>> BEGIN

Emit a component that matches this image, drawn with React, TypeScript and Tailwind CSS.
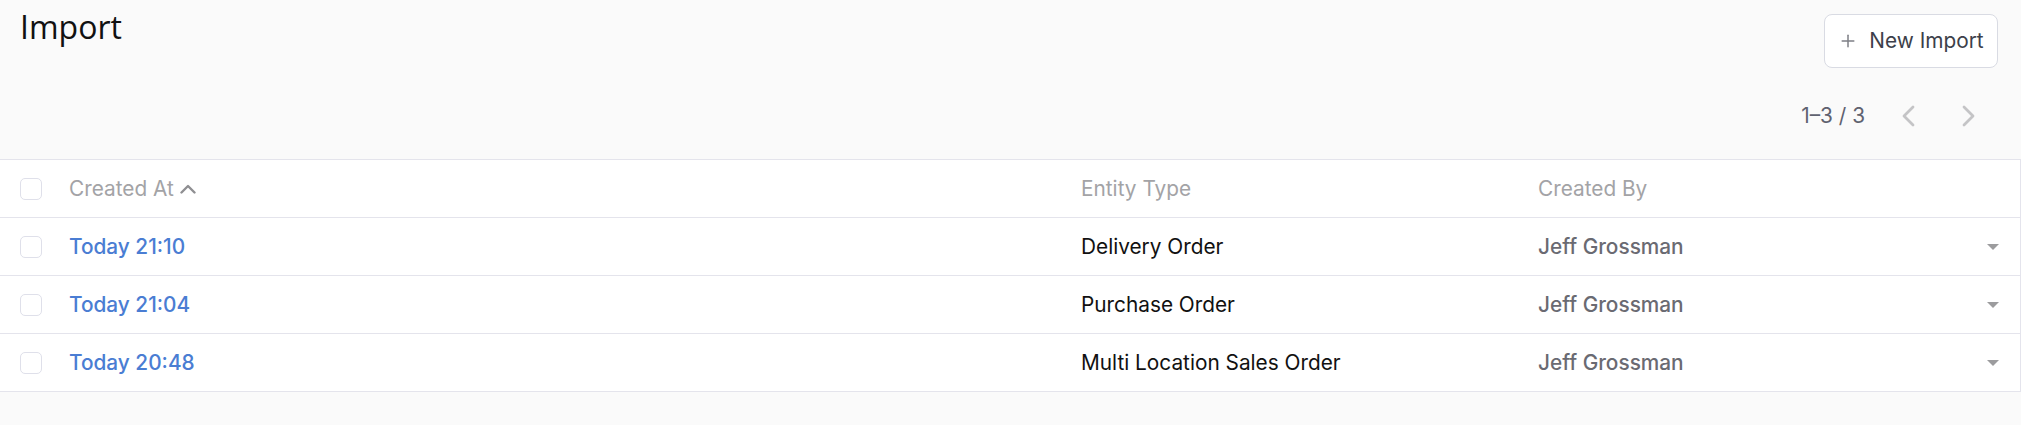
import { Plus } from 'lucide-react'

interface ImportRow {
  createdAt: string
  entityType: string
  createdBy: string
}

const rows: ImportRow[] = [
  { createdAt: 'Today 21:10', entityType: 'Delivery Order', createdBy: 'Jeff Grossman' },
  { createdAt: 'Today 21:04', entityType: 'Purchase Order', createdBy: 'Jeff Grossman' },
  { createdAt: 'Today 20:48', entityType: 'Multi Location Sales Order', createdBy: 'Jeff Grossman' },
]

function Checkbox() {
  return <div className="w-[22px] h-[22px] rounded-[5px] border border-[#dfe0ea] bg-white shrink-0" />
}

function Chevron({ dir }: { dir: 'left' | 'right' }) {
  return (
    <svg width="14" height="22" viewBox="0 0 14 22" fill="none" className="text-[#c4c4c6]">
      <polyline
        points={dir === 'left' ? '12,2 3,11 12,20' : '2,2 11,11 2,20'}
        stroke="currentColor"
        strokeWidth="2.8"
        strokeLinecap="round"
        strokeLinejoin="round"
      />
    </svg>
  )
}

export default function App() {
  return (
    <div className="w-full h-[425px] bg-[#fafafa] font-['Inter',sans-serif] overflow-hidden">
      {/* ── Header ── */}
      <div className="h-[159px] flex flex-col">
        <div className="flex items-start justify-between">
          <h1 className="pl-[20px] pt-[8px] text-[32px] leading-[38px] text-[#111] font-['Open_Sans',sans-serif]">
            Import
          </h1>
          <button className="mt-[14px] mr-[23px] h-[54px] w-[174px] flex items-center justify-center gap-[11px] rounded-[8px] border border-[#d9dbe3] bg-white text-[20.8px] text-[#3d3f4a]">
            <Plus className="w-[20px] h-[20px] text-[#7e7f86]" strokeWidth={1.8} />
            New Import
          </button>
        </div>
        <div className="mt-[33px] flex items-center justify-end pr-[45px]">
          <span className="text-[20.8px] leading-[30px] text-[#5f6270] mr-[36px]">1–3 / 3</span>
          <Chevron dir="left" />
          <span className="w-[47px]" />
          <Chevron dir="right" />
        </div>
      </div>

      {/* ── Table ── */}
      <div className="bg-white border-t border-r border-[#e4e4ec]">
        <div className="h-[58px] flex items-center border-b border-[#e4e4ec] text-[20.8px] text-[#a3a3a6]">
          <div className="w-[69px] pl-[20px]">
            <Checkbox />
          </div>
          <div className="w-[1012px] flex items-center">
            Created At
            <svg width="16" height="10" viewBox="0 0 16 10" fill="none" className="ml-[6px] text-[#8f8f92]">
              <polyline points="1.5,8.5 8,2 14.5,8.5" stroke="currentColor" strokeWidth="2.4" strokeLinecap="round" strokeLinejoin="round" />
            </svg>
          </div>
          <div className="w-[457px]">Entity Type</div>
          <div className="flex-1">Created By</div>
        </div>
        {rows.map((row, i) => (
          <div key={i} className="h-[58px] flex items-center border-b border-[#e4e4ec] text-[20.8px]">
            <div className="w-[69px] pl-[20px]">
              <Checkbox />
            </div>
            <div className="w-[1012px] text-[#4a7dd3] font-medium">{row.createdAt}</div>
            <div className="w-[457px] text-[#111]">{row.entityType}</div>
            <div className="flex-1 text-[#6a6a72] font-medium">{row.createdBy}</div>
            <div className="w-[12px] mr-[21px] h-0 border-l-[6px] border-r-[6px] border-t-[6px] border-l-transparent border-r-transparent border-t-[#9c9c9e]" />
          </div>
        ))}
      </div>
    </div>
  )
}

>> END

■ **Short task**:
Give every line above again exactly, with no pictures.

■ **Solution for this problem**:
Emit a component that matches this image, drawn with React, TypeScript and Tailwind CSS.
import { Plus } from 'lucide-react'

interface ImportRow {
  createdAt: string
  entityType: string
  createdBy: string
}

const rows: ImportRow[] = [
  { createdAt: 'Today 21:10', entityType: 'Delivery Order', createdBy: 'Jeff Grossman' },
  { createdAt: 'Today 21:04', entityType: 'Purchase Order', createdBy: 'Jeff Grossman' },
  { createdAt: 'Today 20:48', entityType: 'Multi Location Sales Order', createdBy: 'Jeff Grossman' },
]

function Checkbox() {
  return <div className="w-[22px] h-[22px] rounded-[5px] border border-[#dfe0ea] bg-white shrink-0" />
}

function Chevron({ dir }: { dir: 'left' | 'right' }) {
  return (
    <svg width="14" height="22" viewBox="0 0 14 22" fill="none" className="text-[#c4c4c6]">
      <polyline
        points={dir === 'left' ? '12,2 3,11 12,20' : '2,2 11,11 2,20'}
        stroke="currentColor"
        strokeWidth="2.8"
        strokeLinecap="round"
        strokeLinejoin="round"
      />
    </svg>
  )
}

export default function App() {
  return (
    <div className="w-full h-[425px] bg-[#fafafa] font-['Inter',sans-serif] overflow-hidden">
      {/* ── Header ── */}
      <div className="h-[159px] flex flex-col">
        <div className="flex items-start justify-between">
          <h1 className="pl-[20px] pt-[8px] text-[32px] leading-[38px] text-[#111] font-['Open_Sans',sans-serif]">
            Import
          </h1>
          <button className="mt-[14px] mr-[23px] h-[54px] w-[174px] flex items-center justify-center gap-[11px] rounded-[8px] border border-[#d9dbe3] bg-white text-[20.8px] text-[#3d3f4a]">
            <Plus className="w-[20px] h-[20px] text-[#7e7f86]" strokeWidth={1.8} />
            New Import
          </button>
        </div>
        <div className="mt-[33px] flex items-center justify-end pr-[45px]">
          <span className="text-[20.8px] leading-[30px] text-[#5f6270] mr-[36px]">1–3 / 3</span>
          <Chevron dir="left" />
          <span className="w-[47px]" />
          <Chevron dir="right" />
        </div>
      </div>

      {/* ── Table ── */}
      <div className="bg-white border-t border-r border-[#e4e4ec]">
        <div className="h-[58px] flex items-center border-b border-[#e4e4ec] text-[20.8px] text-[#a3a3a6]">
          <div className="w-[69px] pl-[20px]">
            <Checkbox />
          </div>
          <div className="w-[1012px] flex items-center">
            Created At
            <svg width="16" height="10" viewBox="0 0 16 10" fill="none" className="ml-[6px] text-[#8f8f92]">
              <polyline points="1.5,8.5 8,2 14.5,8.5" stroke="currentColor" strokeWidth="2.4" strokeLinecap="round" strokeLinejoin="round" />
            </svg>
          </div>
          <div className="w-[457px]">Entity Type</div>
          <div className="flex-1">Created By</div>
        </div>
        {rows.map((row, i) => (
          <div key={i} className="h-[58px] flex items-center border-b border-[#e4e4ec] text-[20.8px]">
            <div className="w-[69px] pl-[20px]">
              <Checkbox />
            </div>
            <div className="w-[1012px] text-[#4a7dd3] font-medium">{row.createdAt}</div>
            <div className="w-[457px] text-[#111]">{row.entityType}</div>
            <div className="flex-1 text-[#6a6a72] font-medium">{row.createdBy}</div>
            <div className="w-[12px] mr-[21px] h-0 border-l-[6px] border-r-[6px] border-t-[6px] border-l-transparent border-r-transparent border-t-[#9c9c9e]" />
          </div>
        ))}
      </div>
    </div>
  )
}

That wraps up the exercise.